Wednesday, July 8, 2009

Two Lovers, directed by the aptly named James Gray, demands some patience. Gwyneth Paltrow plays a variant on her depressive in The Royal Tennenbaums and seems in places to channel the mannerisms of her Sylvia Plath from Sylvia too. Joaquin Phoenix, possessor of the loudest mumble in Hollywood history, is torn between submitting to the demands of his working-class parents, who want him to marry a perfectly normal and charming Vanessa Shaw, and loving crazy old Paltrow. Gray is very good at filling in the details of Phoenix's Brooklyn neighborhood and vague artistic ambitions. The performances by Isabella Rossellini and Moni Moshanov as the parents ring true; their tolerance of his restlessness only stretches as far as normalcy will allow. A couple of scenes are among the best I've seen this year: a dinner at a swanky Manhattan restaurant at which Elias Koteas clearly suspects an attraction between his lover Paltrow and Phoenix but is too secure to even hint at his unease; and a rooftop confrontation in which the two leads fight and cry, pinned down by a darkening sky and egged on by Gray's restless camera. Paltrow is always Paltrow, though: a spectator checking out her own performance with approval and well-timed empathy (had Shaw played her character the movie would have been a real triumph). It works this time because she doesn't seem quite real to Phoenix either. I admired Gray's commitment to proletarian family drama in The Yards (2000) and Little Odessa (1995) without responding; committed to a late nineteenth century brand of determinism, he snuffed the life out of his well-observed portraits.

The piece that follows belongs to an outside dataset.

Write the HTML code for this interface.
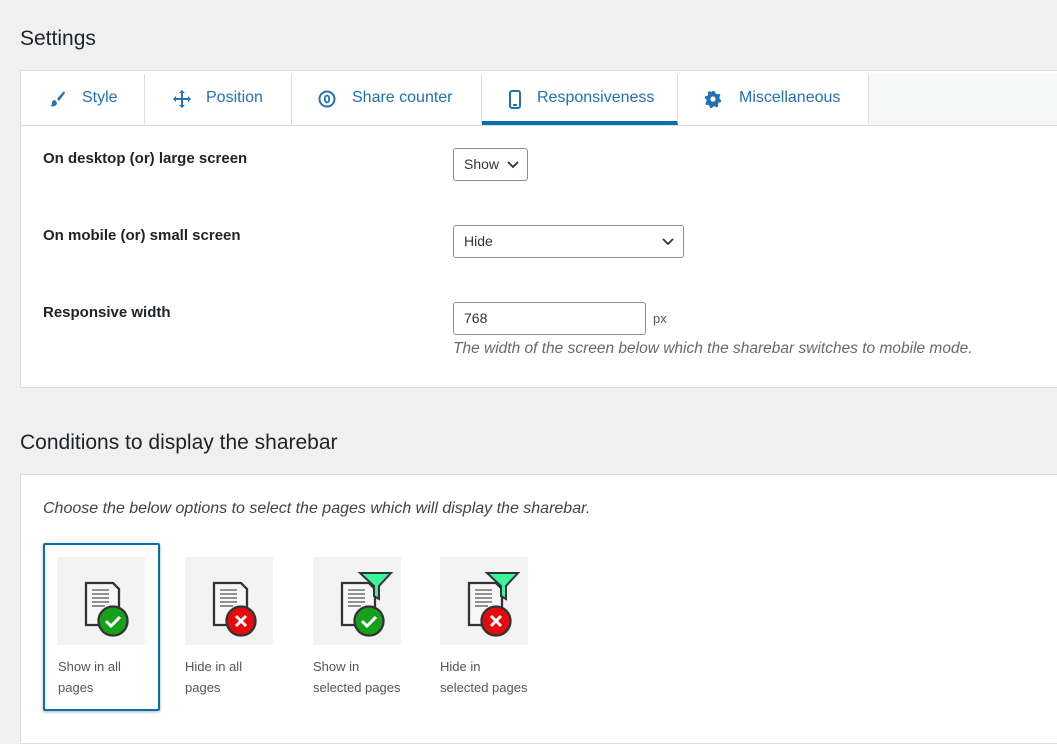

Maybe the schlocky heart of this material loosened him up (in one of the DVD bells and whistles, he offers perceptive remarks about the treatment of love in American movies). He's also more attuned to nuance than ever: Phoenix's attraction to Paltrow, it's clear, emboldens him enough to lead Shaw on. Although I squirmed in my seat a few times, this is a modest film that gets better when you reflect on it days later.